Material>
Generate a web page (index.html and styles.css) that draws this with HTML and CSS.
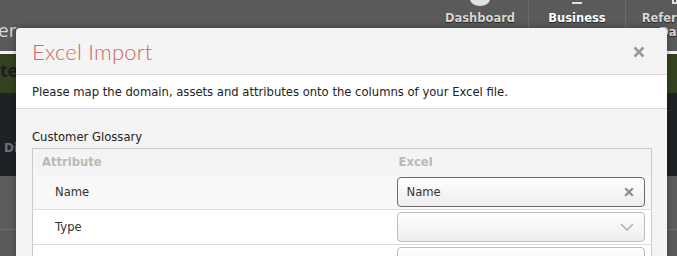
FILE: index.html
```html
<!DOCTYPE html>
<html lang="en">

<head>
  <meta charset="UTF-8">
  <title>Excel Import</title>
  <link rel="stylesheet" href="styles.css">
</head>

<body>
  <div class="page">
    <div class="topbar">
      <span class="brand">er</span>
      <nav class="nav">
        <div class="nav-item">
          <span class="nav-icon circle"></span>
          <span>Dashboard</span>
        </div>
        <div class="nav-item active">
          <span class="nav-icon search"></span>
          <span>Business</span>
        </div>
        <div class="nav-item last">
          <span class="nav-icon doc"></span>
          <span>Reference</span>
          <span class="sub">Data</span>
        </div>
      </nav>
    </div>
    <div class="greenbar"><span>ter</span></div>
    <div class="darkbar"><span>Di</span></div>
    <div class="graybar"></div>
  </div>

  <div class="modal">
    <div class="modal-header">
      <h1>Excel Import</h1>
      <svg class="close" width="12" height="12" viewBox="0 0 12 12">
        <path d="M1.5 1.5 L10.5 10.5 M10.5 1.5 L1.5 10.5" stroke="#999" stroke-width="2.6" />
      </svg>
    </div>
    <div class="modal-intro">
      Please map the domain, assets and attributes onto the columns of your Excel file.
    </div>
    <div class="modal-body">
      <div class="section-title">Customer Glossary</div>
      <table class="mapping">
        <thead>
          <tr>
            <th>Attribute</th>
            <th>Excel</th>
          </tr>
        </thead>
        <tbody>
          <tr class="alt">
            <td class="attr">Name</td>
            <td>
              <div class="select chosen">
                <span>Name</span>
                <svg class="clear" width="10" height="10" viewBox="0 0 10 10">
                  <path d="M1.2 1.2 L8.8 8.8 M8.8 1.2 L1.2 8.8" stroke="#8c8c8c" stroke-width="2.3" />
                </svg>
              </div>
            </td>
          </tr>
          <tr>
            <td class="attr">Type</td>
            <td>
              <div class="select">
                <span></span>
                <svg class="chevron" width="14" height="8" viewBox="0 0 14 8">
                  <path d="M1 1 L7 7 L13 1" fill="none" stroke="#a8a8a8" stroke-width="1.3" />
                </svg>
              </div>
            </td>
          </tr>
          <tr>
            <td class="attr"></td>
            <td>
              <div class="select"></div>
            </td>
          </tr>
        </tbody>
      </table>
    </div>
  </div>
</body>

</html>
```

FILE: styles.css
```css
* {
  box-sizing: border-box;
}

html,
body {
  overflow: hidden;
}

body {
  margin: 0;
  height: 256px;
  font-family: 'DejaVu Sans', Verdana, sans-serif;
  background-color: #5b5b5b;
}

.page {
  display: flex;
  flex-direction: column;
  overflow: hidden;
}

.topbar {
  height: 54px;
  display: flex;
  justify-content: space-between;
  background-color: #5a5a5a;
  border-bottom: 3px solid #f2f2f2;
}

.brand {
  margin-top: 17px;
  font-family: 'Open Sans', sans-serif;
  font-size: 19px;
  color: #d8d8d8;
  margin-left: -2px;
}

.nav {
  display: flex;
  margin-right: -46px;
}

.nav-item {
  position: relative;
  width: 97px;
  display: flex;
  flex-direction: column;
  align-items: center;
  padding-top: 11px;
  font-weight: bold;
  font-size: 11.5px;
  line-height: 14px;
  color: #d6d6d6;
  text-shadow: 0 1px 1px #222;
  border-right: 1px solid #6a6a6a;
}

.nav-item.active {
  color: #ffffff;
}

.nav-item.last {
  border-right: none;
}

.nav-icon {
  position: absolute;
  top: -8px;
}

.nav-icon.circle {
  width: 20px;
  height: 14px;
  border-radius: 50%;
  background-color: #e0e0e0;
}

.nav-icon.search {
  width: 10px;
  height: 6px;
  top: -2px;
  border-bottom: 2px solid #e0e0e0;
}

.nav-icon.doc {
  width: 6px;
  height: 12px;
  border: 2px solid #e0e0e0;
}

.greenbar {
  height: 39px;
  background-color: #33421f;
  font-family: 'Open Sans', sans-serif;
  font-weight: bold;
  font-size: 17px;
  color: #1c1c1c;
  padding-top: 5px;
}

.darkbar {
  height: 83px;
  background-color: #1e2227;
  font-weight: bold;
  font-size: 12px;
  color: #6e7276;
  padding: 48px 0 0 4px;
}

.graybar {
  height: 54px;
  background-color: #5c5c5c;
  border-bottom: 1px solid #6c6c6c;
}

.modal {
  position: absolute;
  left: 16px;
  top: 28px;
  width: 651px;
  height: 240px;
  background-color: #f4f4f4;
  border-radius: 4px 4px 0 0;
  box-shadow: 0 0 6px rgba(0, 0, 0, 0.35);
  overflow: hidden;
}

.modal-header {
  height: 47px;
  display: flex;
  align-items: center;
  justify-content: space-between;
  padding: 0 22px 0 16px;
  border-bottom: 1px solid #dadada;
}

.modal-header h1 {
  margin: 0;
  font-family: 'Lato', sans-serif;
  font-weight: 300;
  font-size: 22px;
  color: #d0695a;
  letter-spacing: 0.2px;
}

.close {
  margin-top: 2px;
}

.modal-intro {
  height: 34px;
  display: flex;
  align-items: center;
  padding-left: 16px;
  background-color: #ffffff;
  border-bottom: 1px solid #dadada;
  font-size: 11.6px;
  color: #222;
}

.modal-body {
  padding: 21px 16px 0 16px;
}

.section-title {
  font-size: 11.6px;
  color: #222;
  margin-bottom: 4px;
}

.mapping {
  width: 620px;
  border-collapse: collapse;
  border: 1px solid #c9c9c9;
  font-size: 11.6px;
  color: #333;
}

.mapping th {
  height: 26px;
  text-align: left;
  font-weight: bold;
  color: #b9b9b9;
  padding: 0 9px;
}

.mapping th:last-child {
  padding-left: 2px;
}

.mapping td {
  height: 35px;
  border-bottom: 1px solid #dcdcdc;
  background-color: #ffffff;
  padding: 0;
}

.mapping tr.alt td {
  background-color: #f8f8f8;
}

.mapping td.attr {
  width: 364px;
  padding-left: 22px;
}

.mapping td:last-child {
  padding-right: 6px;
}

.select {
  height: 30px;
  width: 248px;
  display: flex;
  align-items: center;
  justify-content: space-between;
  padding: 0 9px 0 9px;
  border: 1px solid #bdbdbd;
  border-radius: 4px;
  background: linear-gradient(#ffffff, #ededed);
  color: #333;
}

.select.chosen {
  border-color: #6a6a6a;
}

.clear {
  margin-right: 1px;
}

.chevron {
  margin-right: 1px;
}
```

Do this>
Copy out each line exactly, without the pictures.

Task answer>
Generate a web page (index.html and styles.css) that draws this with HTML and CSS.
FILE: index.html
```html
<!DOCTYPE html>
<html lang="en">

<head>
  <meta charset="UTF-8">
  <title>Excel Import</title>
  <link rel="stylesheet" href="styles.css">
</head>

<body>
  <div class="page">
    <div class="topbar">
      <span class="brand">er</span>
      <nav class="nav">
        <div class="nav-item">
          <span class="nav-icon circle"></span>
          <span>Dashboard</span>
        </div>
        <div class="nav-item active">
          <span class="nav-icon search"></span>
          <span>Business</span>
        </div>
        <div class="nav-item last">
          <span class="nav-icon doc"></span>
          <span>Reference</span>
          <span class="sub">Data</span>
        </div>
      </nav>
    </div>
    <div class="greenbar"><span>ter</span></div>
    <div class="darkbar"><span>Di</span></div>
    <div class="graybar"></div>
  </div>

  <div class="modal">
    <div class="modal-header">
      <h1>Excel Import</h1>
      <svg class="close" width="12" height="12" viewBox="0 0 12 12">
        <path d="M1.5 1.5 L10.5 10.5 M10.5 1.5 L1.5 10.5" stroke="#999" stroke-width="2.6" />
      </svg>
    </div>
    <div class="modal-intro">
      Please map the domain, assets and attributes onto the columns of your Excel file.
    </div>
    <div class="modal-body">
      <div class="section-title">Customer Glossary</div>
      <table class="mapping">
        <thead>
          <tr>
            <th>Attribute</th>
            <th>Excel</th>
          </tr>
        </thead>
        <tbody>
          <tr class="alt">
            <td class="attr">Name</td>
            <td>
              <div class="select chosen">
                <span>Name</span>
                <svg class="clear" width="10" height="10" viewBox="0 0 10 10">
                  <path d="M1.2 1.2 L8.8 8.8 M8.8 1.2 L1.2 8.8" stroke="#8c8c8c" stroke-width="2.3" />
                </svg>
              </div>
            </td>
          </tr>
          <tr>
            <td class="attr">Type</td>
            <td>
              <div class="select">
                <span></span>
                <svg class="chevron" width="14" height="8" viewBox="0 0 14 8">
                  <path d="M1 1 L7 7 L13 1" fill="none" stroke="#a8a8a8" stroke-width="1.3" />
                </svg>
              </div>
            </td>
          </tr>
          <tr>
            <td class="attr"></td>
            <td>
              <div class="select"></div>
            </td>
          </tr>
        </tbody>
      </table>
    </div>
  </div>
</body>

</html>
```

FILE: styles.css
```css
* {
  box-sizing: border-box;
}

html,
body {
  overflow: hidden;
}

body {
  margin: 0;
  height: 256px;
  font-family: 'DejaVu Sans', Verdana, sans-serif;
  background-color: #5b5b5b;
}

.page {
  display: flex;
  flex-direction: column;
  overflow: hidden;
}

.topbar {
  height: 54px;
  display: flex;
  justify-content: space-between;
  background-color: #5a5a5a;
  border-bottom: 3px solid #f2f2f2;
}

.brand {
  margin-top: 17px;
  font-family: 'Open Sans', sans-serif;
  font-size: 19px;
  color: #d8d8d8;
  margin-left: -2px;
}

.nav {
  display: flex;
  margin-right: -46px;
}

.nav-item {
  position: relative;
  width: 97px;
  display: flex;
  flex-direction: column;
  align-items: center;
  padding-top: 11px;
  font-weight: bold;
  font-size: 11.5px;
  line-height: 14px;
  color: #d6d6d6;
  text-shadow: 0 1px 1px #222;
  border-right: 1px solid #6a6a6a;
}

.nav-item.active {
  color: #ffffff;
}

.nav-item.last {
  border-right: none;
}

.nav-icon {
  position: absolute;
  top: -8px;
}

.nav-icon.circle {
  width: 20px;
  height: 14px;
  border-radius: 50%;
  background-color: #e0e0e0;
}

.nav-icon.search {
  width: 10px;
  height: 6px;
  top: -2px;
  border-bottom: 2px solid #e0e0e0;
}

.nav-icon.doc {
  width: 6px;
  height: 12px;
  border: 2px solid #e0e0e0;
}

.greenbar {
  height: 39px;
  background-color: #33421f;
  font-family: 'Open Sans', sans-serif;
  font-weight: bold;
  font-size: 17px;
  color: #1c1c1c;
  padding-top: 5px;
}

.darkbar {
  height: 83px;
  background-color: #1e2227;
  font-weight: bold;
  font-size: 12px;
  color: #6e7276;
  padding: 48px 0 0 4px;
}

.graybar {
  height: 54px;
  background-color: #5c5c5c;
  border-bottom: 1px solid #6c6c6c;
}

.modal {
  position: absolute;
  left: 16px;
  top: 28px;
  width: 651px;
  height: 240px;
  background-color: #f4f4f4;
  border-radius: 4px 4px 0 0;
  box-shadow: 0 0 6px rgba(0, 0, 0, 0.35);
  overflow: hidden;
}

.modal-header {
  height: 47px;
  display: flex;
  align-items: center;
  justify-content: space-between;
  padding: 0 22px 0 16px;
  border-bottom: 1px solid #dadada;
}

.modal-header h1 {
  margin: 0;
  font-family: 'Lato', sans-serif;
  font-weight: 300;
  font-size: 22px;
  color: #d0695a;
  letter-spacing: 0.2px;
}

.close {
  margin-top: 2px;
}

.modal-intro {
  height: 34px;
  display: flex;
  align-items: center;
  padding-left: 16px;
  background-color: #ffffff;
  border-bottom: 1px solid #dadada;
  font-size: 11.6px;
  color: #222;
}

.modal-body {
  padding: 21px 16px 0 16px;
}

.section-title {
  font-size: 11.6px;
  color: #222;
  margin-bottom: 4px;
}

.mapping {
  width: 620px;
  border-collapse: collapse;
  border: 1px solid #c9c9c9;
  font-size: 11.6px;
  color: #333;
}

.mapping th {
  height: 26px;
  text-align: left;
  font-weight: bold;
  color: #b9b9b9;
  padding: 0 9px;
}

.mapping th:last-child {
  padding-left: 2px;
}

.mapping td {
  height: 35px;
  border-bottom: 1px solid #dcdcdc;
  background-color: #ffffff;
  padding: 0;
}

.mapping tr.alt td {
  background-color: #f8f8f8;
}

.mapping td.attr {
  width: 364px;
  padding-left: 22px;
}

.mapping td:last-child {
  padding-right: 6px;
}

.select {
  height: 30px;
  width: 248px;
  display: flex;
  align-items: center;
  justify-content: space-between;
  padding: 0 9px 0 9px;
  border: 1px solid #bdbdbd;
  border-radius: 4px;
  background: linear-gradient(#ffffff, #ededed);
  color: #333;
}

.select.chosen {
  border-color: #6a6a6a;
}

.clear {
  margin-right: 1px;
}

.chevron {
  margin-right: 1px;
}
```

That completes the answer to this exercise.